Sweet Absorption (Zen)
If you have ever been on a meditation retreat, you may have noticed that people are not attaining enlightenment. If they are de-stressing, settling into relaxed states, and beginning to recover a natural propensity for meditative concentration, that is considered great progress.
Even that, however, is accompanied by very sweet and refreshing blissful feelings, rapture (piti), an experience as sweet as glycerine. It should be pursued until one masters absorption, for such mastery will serve one in the final fold of the path.
The Buddha taught an eightfold-path, the last two elements of which are largely ignored. That is, people (monastics, schools, individuals) either devote themselves to one or the other. But they are essential, not an either-or proposition. Shamatha/vipassana, serenity or insight, is actually one thing: serenity-and-insight.

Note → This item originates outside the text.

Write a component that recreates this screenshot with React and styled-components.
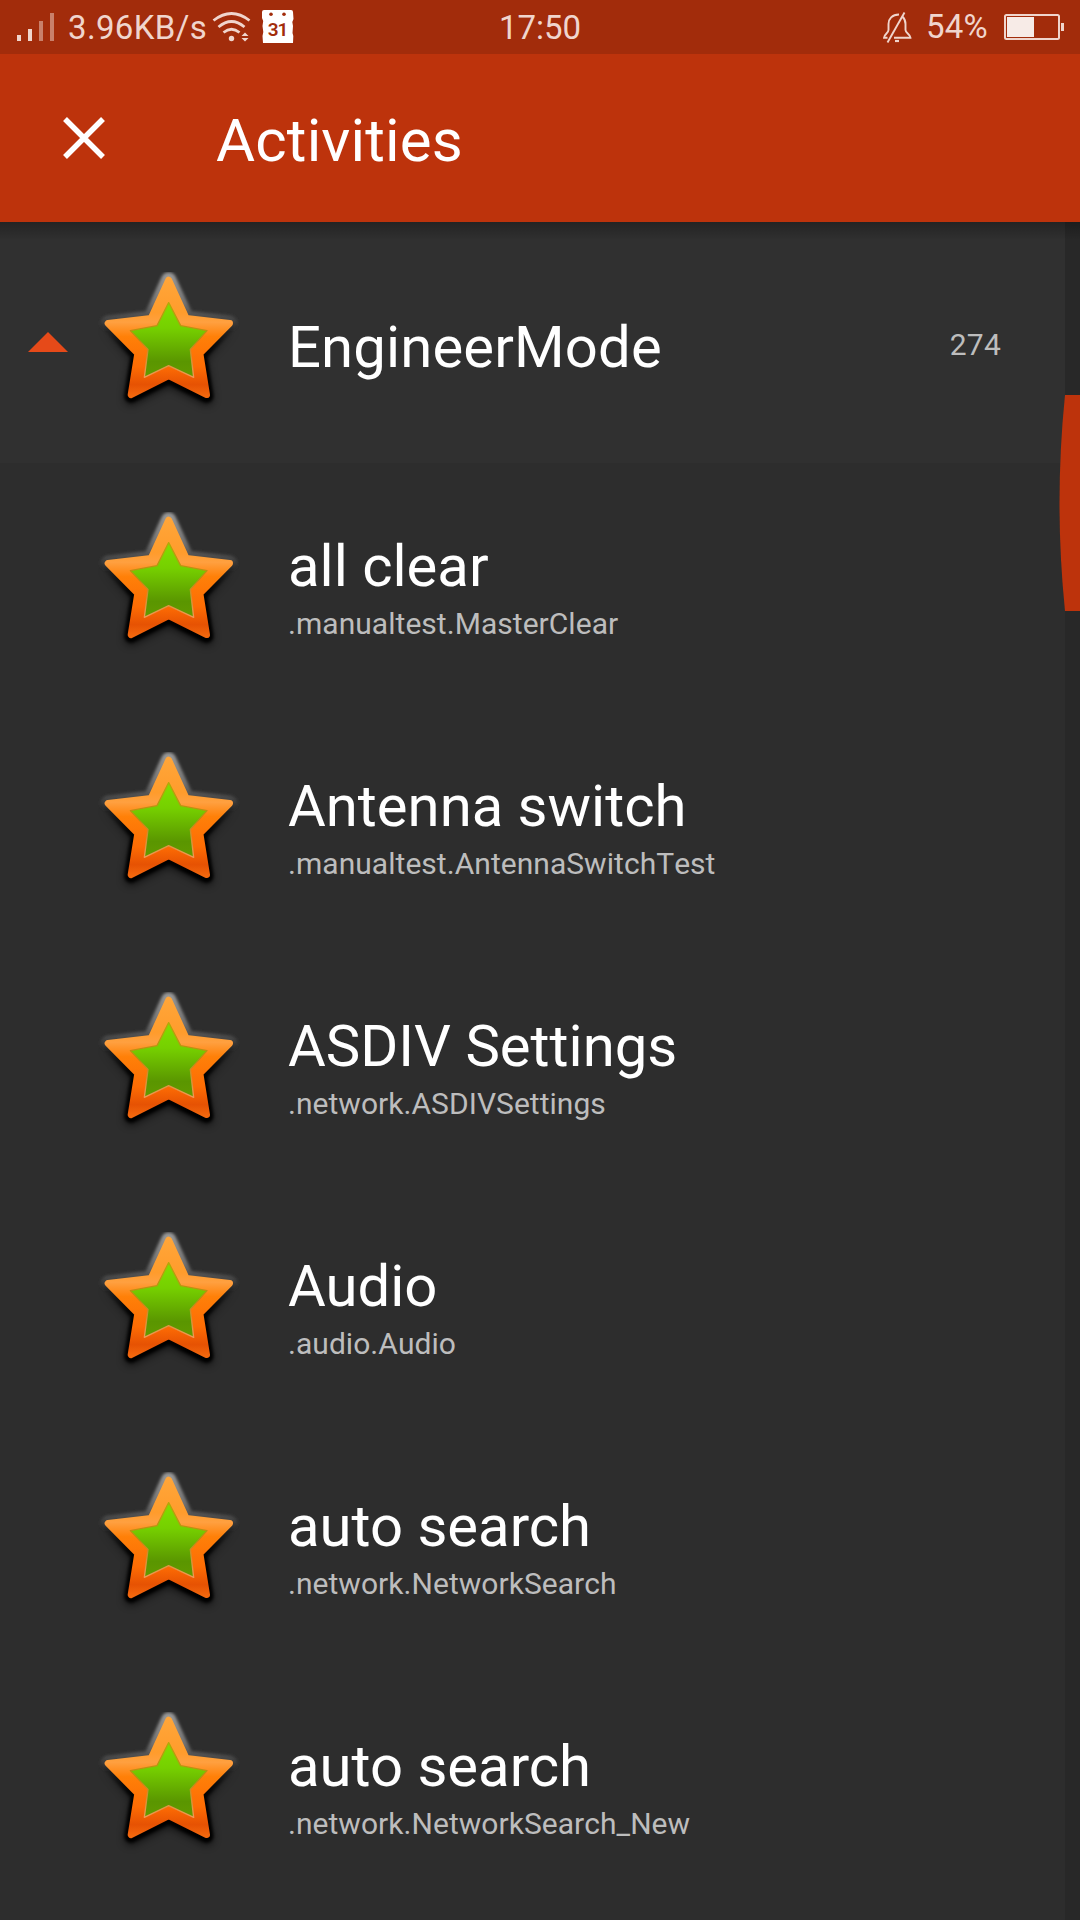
import styled, { createGlobalStyle } from 'styled-components'

const activities = [
    { title: 'all clear', path: '.manualtest.MasterClear' },
    { title: 'Antenna switch', path: '.manualtest.AntennaSwitchTest' },
    { title: 'ASDIV Settings', path: '.network.ASDIVSettings' },
    { title: 'Audio', path: '.audio.Audio' },
    { title: 'auto search', path: '.network.NetworkSearch' },
    { title: 'auto search', path: '.network.NetworkSearch_New' },
]

const OUTER =
    'M236 60 L289 175 L419 190 L330 280 L350 404 L236 347 L123 404 L143 280 L54 190 L183 175 Z'
const INNER =
    'M236 128 L272 197 L351 212 L301 268 L311 352 L236 317 L163 352 L174 268 L121 212 L201 197 Z'

const StarDefs = () => (
    <HiddenSvg width="0" height="0">
        <defs>
            <linearGradient id="orange" gradientUnits="userSpaceOnUse" x1="0" y1="50" x2="0" y2="410">
                <stop offset="0" stopColor="#ffa63a" />
                <stop offset="0.3" stopColor="#ff9c2c" />
                <stop offset="0.38" stopColor="#ffa040" />
                <stop offset="0.5" stopColor="#ff8008" />
                <stop offset="0.75" stopColor="#fd6c04" />
                <stop offset="0.9" stopColor="#e65203" />
                <stop offset="1" stopColor="#f4690e" />
            </linearGradient>
            <linearGradient id="green" gradientUnits="userSpaceOnUse" x1="0" y1="125" x2="0" y2="350">
                <stop offset="0" stopColor="#7fe000" />
                <stop offset="0.35" stopColor="#76d000" />
                <stop offset="0.8" stopColor="#5a9600" />
                <stop offset="1" stopColor="#629a00" />
            </linearGradient>
            <linearGradient id="rim" gradientUnits="userSpaceOnUse" x1="0" y1="125" x2="0" y2="355">
                <stop offset="0" stopColor="#b4a808" />
                <stop offset="0.5" stopColor="#b98a14" />
                <stop offset="1" stopColor="#f09a58" />
            </linearGradient>
            <linearGradient id="halo" gradientUnits="userSpaceOnUse" x1="0" y1="40" x2="0" y2="215">
                <stop offset="0" stopColor="#9a9a9a" />
                <stop offset="0.5" stopColor="#747474" />
                <stop offset="0.75" stopColor="#4c4c4c" />
                <stop offset="1" stopColor="#303030" stopOpacity="0" />
            </linearGradient>
            <linearGradient id="shade" gradientUnits="userSpaceOnUse" x1="0" y1="190" x2="0" y2="290">
                <stop offset="0" stopColor="#000" stopOpacity="0" />
                <stop offset="1" stopColor="#000" />
            </linearGradient>
            <filter id="soft" x="-20%" y="-20%" width="140%" height="140%">
                <feGaussianBlur stdDeviation="4" />
            </filter>
            <filter id="softer" x="-20%" y="-20%" width="140%" height="140%">
                <feGaussianBlur stdDeviation="12" />
            </filter>
            <clipPath id="iconBox">
                <rect x="0" y="36" width="480" height="444" />
            </clipPath>
        </defs>
    </HiddenSvg>
)

const Star = () => (
    <StarSvg viewBox="0 9 480 480">
        <g clipPath="url(#iconBox)" strokeLinejoin="round">
            <path d={OUTER} transform="translate(0 12)" fill="url(#shade)" stroke="url(#shade)" strokeWidth="38" opacity="0.65" filter="url(#softer)" />
            <path d={OUTER} fill="url(#halo)" stroke="url(#halo)" strokeWidth="46" filter="url(#soft)" />
            <path d={OUTER} transform="translate(0 4)" fill="url(#shade)" stroke="url(#shade)" strokeWidth="40" filter="url(#soft)" />
            <path d={OUTER} fill="url(#orange)" stroke="url(#orange)" strokeWidth="20" />
            <path d={INNER} fill="url(#green)" stroke="url(#rim)" strokeWidth="4" />
        </g>
    </StarSvg>
)

const StatusBar = () => (
    <Status>
        <StatusSide>
            <svg width="68" height="54" fill="#f0d5cd">
                <rect x="17" y="35" width="4" height="6" />
                <rect x="28" y="29" width="4" height="12" />
                <rect x="39" y="21" width="4" height="20" fill="#c9806b" />
                <rect x="50" y="13" width="4" height="28" fill="#c9806b" />
            </svg>
            <StatusText $drop={1} $width={142} $spacing={0.35}>3.96KB/s</StatusText>
            <svg width="50" height="54" viewBox="210 0 50 54" fill="none" stroke="#f0d5cd" strokeWidth="2.8">
                <path d="M213.500 20.500 Q231.500 6.500 249.500 20.500" />
                <path d="M218.500 27 Q231.500 16 244.500 27" />
                <path d="M223.500 32.500 Q231.500 26 239.500 32.500" />
                <circle cx="231.500" cy="38.500" r="2.700" fill="#f0d5cd" stroke="none" />
                <path d="M241.500 36 L245 32.500 L248.500 36 Z M241.500 38 L245 41.500 L248.500 38 Z" fill="#f0d5cd" stroke="none" />
            </svg>
            <Calendar>
                <svg width="33" height="54" viewBox="261 0 33 54">
                    <path
                        d="M264 10 H291 Q293 10 293 12 L293.500 19 L292.300 22 L293 26 L292.500 33 L293.300 36 L293 43 H263 L262.500 36 L263.300 32 L262.500 26 L263.200 21 L262 18 L262 12 Q262 10 264 10 Z"
                        fill="#fff"
                    />
                    <circle cx="271" cy="14.200" r="1.800" fill="#a22c0b" />
                    <circle cx="284" cy="14.200" r="1.800" fill="#a22c0b" />
                </svg>
                <Day>31</Day>
            </Calendar>
        </StatusSide>
        <StatusText $drop={1}>17:50</StatusText>
        <StatusSide $end>
            <svg width="46" height="54" viewBox="880 0 46 54" fill="none" stroke="#f0d5cd" strokeWidth="1.900">
                <path d="M899 14.500 C892 14.500 888.500 19 888.500 24 V30 C888.500 33 884 34.500 884 37.700 H887.500 M894 37.700 H910.500 C910.500 34.500 905.500 33 905.500 30 V24 C905.500 20.500 904.500 18.500 902.500 16.700" />
                <path d="M904.500 12.500 L887.500 42.500" />
                <path d="M895 41 H899" strokeWidth="2.200" />
            </svg>
            <StatusText $drop={0} $width={78} $spacing={0.2}>54%</StatusText>
            <svg width="76" height="54" viewBox="1004 0 76 54">
                <rect x="1005" y="15" width="54" height="24" rx="1.500" fill="none" stroke="#f0d5cd" strokeWidth="2" />
                <rect x="1007" y="17" width="27" height="20" fill="#f7ebe7" />
                <rect x="1061" y="23" width="3" height="8" fill="#f0d5cd" />
            </svg>
        </StatusSide>
    </Status>
)

const App = () => (
    <Screen>
        <GlobalStyle />
        <StarDefs />
        <StatusBar />
        <AppBar>
            <CloseIcon viewBox="0 0 42 42">
                <path d="M2 2 L40 40 M40 2 L2 40" stroke="#fff" strokeWidth="5.500" />
            </CloseIcon>
            <Heading>Activities</Heading>
        </AppBar>
        <List>
            <GroupRow>
                <Arrow viewBox="0 0 40 20">
                    <path d="M0 20 L20 0 L40 20 Z" fill="#e64a19" />
                </Arrow>
                <Star />
                <GroupName>EngineerMode</GroupName>
                <Count>274</Count>
            </GroupRow>
            {activities.map(({ title, path }) => (
                <Row key={path}>
                    <Star />
                    <Info>
                        <Title>{title}</Title>
                        <Path>{path}</Path>
                    </Info>
                </Row>
            ))}
            <Track />
            <Thumb viewBox="0 0 21 216">
                <path d="M21 0 H6 Q-5 108 6 216 H21 Z" fill="#bd330c" />
            </Thumb>
        </List>
    </Screen>
)

export default App

const GlobalStyle = createGlobalStyle`
    body {
        margin: 0;
        background-color: #2d2d2d;
    }
`

const Screen = styled.div`
    display: flex;
    flex-direction: column;
    width: 1080px;
    height: 1920px;
    overflow: hidden;
    background-color: #2d2d2d;
    color: white;
    font-family: Roboto, sans-serif;
    white-space: nowrap;

    svg {
        display: block;
        flex-shrink: 0;
    }
`

const HiddenSvg = styled.svg`
    position: absolute;
`

const Status = styled.div`
    display: grid;
    grid-template-columns: 1fr auto 1fr;
    height: 54px;
    flex-shrink: 0;
    background-color: #a22c0b;
`

const StatusSide = styled.div`
    display: flex;
    justify-content: ${({ $end }) => ($end ? 'flex-end' : 'flex-start')};
`

const StatusText = styled.div`
    box-sizing: border-box;
    width: ${({ $width }) => ($width ? `${$width}px` : 'auto')};
    padding-top: ${({ $drop }) => $drop}px;
    font-size: 33px;
    line-height: 54px;
    letter-spacing: ${({ $spacing = 0 }) => $spacing}px;
    color: #f0d5cd;
`

const Calendar = styled.div`
    display: grid;
    margin-left: 1px;

    > * {
        grid-area: 1 / 1;
    }
`

const Day = styled.div`
    padding-top: 5px;
    text-align: center;
    font-size: 19px;
    font-weight: 600;
    line-height: 50px;
    letter-spacing: -1px;
    color: #a22c0b;
`

const AppBar = styled.div`
    display: flex;
    align-items: center;
    height: 168px;
    flex-shrink: 0;
    padding-left: 63px;
    background-color: #bd330c;
`

const CloseIcon = styled.svg`
    width: 42px;
    height: 42px;
`

const Heading = styled.div`
    margin-left: 111px;
    padding-top: 5px;
    font-size: 60px;
    line-height: 70px;
    letter-spacing: 0.15px;
`

const List = styled.div`
    position: relative;
    flex: 1;
    background-color: #2d2d2d;

    &::before {
        content: '';
        position: absolute;
        z-index: 1;
        top: 0;
        left: 0;
        right: 0;
        height: 18px;
        background: linear-gradient(rgba(0, 0, 0, 0.27), rgba(0, 0, 0, 0));
    }
`

const Row = styled.div`
    display: flex;
    align-items: center;
    height: 240px;
    padding-left: 90px;
`

const GroupRow = styled(Row)`
    padding-top: 1px;
    padding-left: 28px;
    background-color: #303030;
`

const Arrow = styled.svg`
    width: 40px;
    height: 20px;
    margin-right: 22px;
    margin-bottom: 2px;
`

const StarSvg = styled.svg`
    width: 160px;
    height: 160px;
`

const Info = styled.div`
    margin-left: 38px;
    padding-top: 8px;
`

const Title = styled.div`
    font-size: 58px;
    line-height: 68px;
`

const GroupName = styled(Title)`
    flex: 1;
    margin-left: 38px;
    padding-top: 8px;
    letter-spacing: 0.15px;
`

const Path = styled.div`
    margin-top: 6px;
    font-size: 30px;
    line-height: 36px;
    letter-spacing: 0.04px;
    font-kerning: none;
    color: #bdbdbd;
`

const Count = styled.div`
    margin-right: 79px;
    padding-top: 3px;
    font-size: 30px;
    line-height: 36px;
    letter-spacing: 0.2px;
    color: #bdbdbd;
`

const Track = styled.div`
    position: absolute;
    top: 0;
    right: 0;
    bottom: 0;
    width: 15px;
    background-color: #282828;
`

const Thumb = styled.svg`
    position: absolute;
    top: 173px;
    right: 0;
    width: 21px;
    height: 216px;
`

- In the Noble Eightfold Path they are formally known as right concentration and right mindfulness, defined as the first four jhanas and the mindfulness exercises outlined in the Satipatthana Sutra (DN 22). Just as Buddhism is the marriage of compassion and wisdom, successful Buddhist meditation is the path of joining virtue, concentration, and insight.
Potent Insight (Vip')
In insight meditation practice (vipassana), such as the popular Mahasi and Goenka methods, a person is actively discouraged from "wasting time" cultivating these preliminary serene states. "There is no time for that!" Instead, one is pushed to exercises pulled directly from the Four Foundations of Mindfulness (MN 10 and DN 22) sutra.
Launched from the right base, namely samadhi, these mindful exercises are a potent means of liberating the heart/mind from greed (clinging), aversion, and delusion.

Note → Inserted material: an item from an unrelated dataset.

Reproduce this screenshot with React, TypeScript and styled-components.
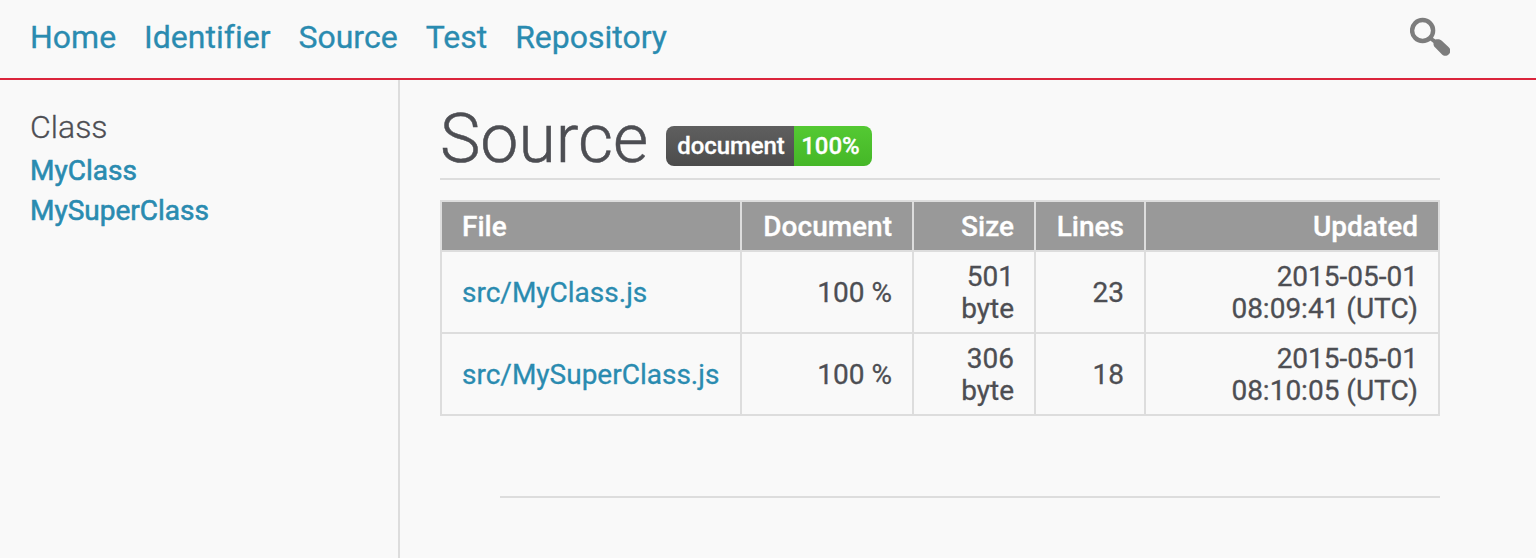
import React from "react";
import styled, { createGlobalStyle } from "styled-components";

const Global = createGlobalStyle`
  *{box-sizing:border-box}
  body{
    margin:0;background:#f9f9f9;color:#4d4e53;font-family:Roboto,sans-serif;font-size:28px;line-height:32px;
    overflow:hidden;font-variant-ligatures:none;-webkit-text-stroke:.3px currentColor;
  }
`;
const Page = styled.div`height:558px;display:flex;flex-direction:column;`;
const Header = styled.header`
  height:80px;flex:none;border-bottom:2px solid #db253c;display:flex;align-items:center;
  justify-content:space-between;padding:0 86px 4px 30px;
`;
const Nav = styled.nav`display:flex;gap:28px;`;
const Link = styled.a`color:#2a8bb0;text-decoration:none;`;
const NavLink = styled(Link)`font-size:32px;line-height:40px;`;
const SearchIcon = styled.svg`width:40px;height:40px;display:block;`;
const Body = styled.div`flex:1;display:flex;`;
const Sidebar = styled.aside`
  width:400px;flex:none;border-right:2px solid #ddd;padding:27px 30px;display:flex;flex-direction:column;
`;
const Kind = styled.div`font-size:32px;font-weight:300;line-height:40px;margin-bottom:4px;`;
const SideLink = styled(Link)`line-height:40px;-webkit-text-stroke-width:.6px;`;
const Main = styled.main`width:1040px;padding:20px 0 0 40px;`;
const Title = styled.div`
  height:80px;border-bottom:2px solid #ddd;display:flex;align-items:flex-start;gap:18px;margin-bottom:20px;
`;
const H1 = styled.h1`margin:0;font-size:68px;line-height:78px;font-weight:300;-webkit-text-stroke-width:.5px;`;
const Badge = styled.div`
  margin-top:26px;height:40px;display:flex;border-radius:8px;overflow:hidden;color:#fff;
  font-size:24px;font-weight:500;line-height:40px;letter-spacing:-.08px;
`;
const BadgeLabel = styled.span`width:128px;padding-left:11px;background:linear-gradient(#5f5f5f,#4c4c4c);`;
const BadgeValue = styled.span`width:78px;padding-left:7px;background:linear-gradient(#54c933,#45b727);`;
const Table = styled.table`border-collapse:collapse;width:1000px;table-layout:fixed;`;
const Th = styled.th<{ $left?: boolean }>`
  height:50px;padding:2px 20px 0;background:#999;color:#fff;font-weight:500;border:2px solid #ddd;
  text-align:${p => (p.$left ? "left" : "right")};
`;
const Td = styled.td<{ $left?: boolean }>`
  height:82px;padding:9px 20px 7px;border:2px solid #ddd;text-align:${p => (p.$left ? "left" : "right")};
`;
const Footer = styled.footer`margin:80px 0 0 60px;border-top:2px solid #ddd;`;

const rows = [
  { file: "src/MyClass.js", size: "501", lines: 23, time: "08:09:41 (UTC)" },
  { file: "src/MySuperClass.js", size: "306", lines: 18, time: "08:10:05 (UTC)" },
];

export default function App() {
  return (
    <Page>
      <Global />
      <Header>
        <Nav>
          {["Home", "Identifier", "Source", "Test", "Repository"].map(t => <NavLink key={t}>{t}</NavLink>)}
        </Nav>
        <SearchIcon viewBox="0 0 40 40">
          <circle cx="12.600" cy="13.500" r="10.500" fill="none" stroke="#7d7d7d" strokeWidth="4.400" />
          <path
            d="M19 22.500L21.500 20L25.500 22.500C27.500 21.800 30 22.200 31.500 23.600L38.500 30C41 32.400 40.800 35.200 38.800 37.200C36.800 39.200 34 39.400 31.800 37.200L25.200 30.600C23.800 29.200 23.300 27.500 23.500 26Z"
            fill="#7d7d7d"
          />
        </SearchIcon>
      </Header>
      <Body>
        <Sidebar>
          <Kind>Class</Kind>
          <SideLink>MyClass</SideLink>
          <SideLink>MySuperClass</SideLink>
        </Sidebar>
        <Main>
          <Title>
            <H1>Source</H1>
            <Badge><BadgeLabel>document</BadgeLabel><BadgeValue>100%</BadgeValue></Badge>
          </Title>
          <Table>
            <colgroup>
              <col style={{ width: 300 }} /><col style={{ width: 172 }} /><col style={{ width: 122 }} />
              <col style={{ width: 110 }} /><col />
            </colgroup>
            <thead><tr><Th $left>File</Th><Th>Document</Th><Th>Size</Th><Th>Lines</Th><Th>Updated</Th></tr></thead>
            <tbody>
              {rows.map(r => (
                <tr key={r.file}>
                  <Td $left><Link>{r.file}</Link></Td>
                  <Td>100 %</Td>
                  <Td>{r.size}<br />byte</Td>
                  <Td>{r.lines}</Td>
                  <Td>2015-05-01<br />{r.time}</Td>
                </tr>
              ))}
            </tbody>
          </Table>
          <Footer />
        </Main>
      </Body>
    </Page>
  );
}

The Buddha taught these foundations -- literally, "mindfulness-supports" -- for the benefit of beings yearning to be free of disappointment (dukkha, suffering), a practice as potent as nitrate.
But for all that glycerine can do with its sweetness, and all that nitrate might do with its volatility or as a catalyst, the combination of the two (into nitroglycerine) is what in fact leads to the realization of the four stages of enlightenment. Together they possess enough explosive power to launch one beyond Palookaville to nirvana.
The first stage is the threshold, called stream entry, when one glimpses nirvana and eradicates a few of the bonds or lower fetters that hold beings in bondage to the Wheel of Life and Death.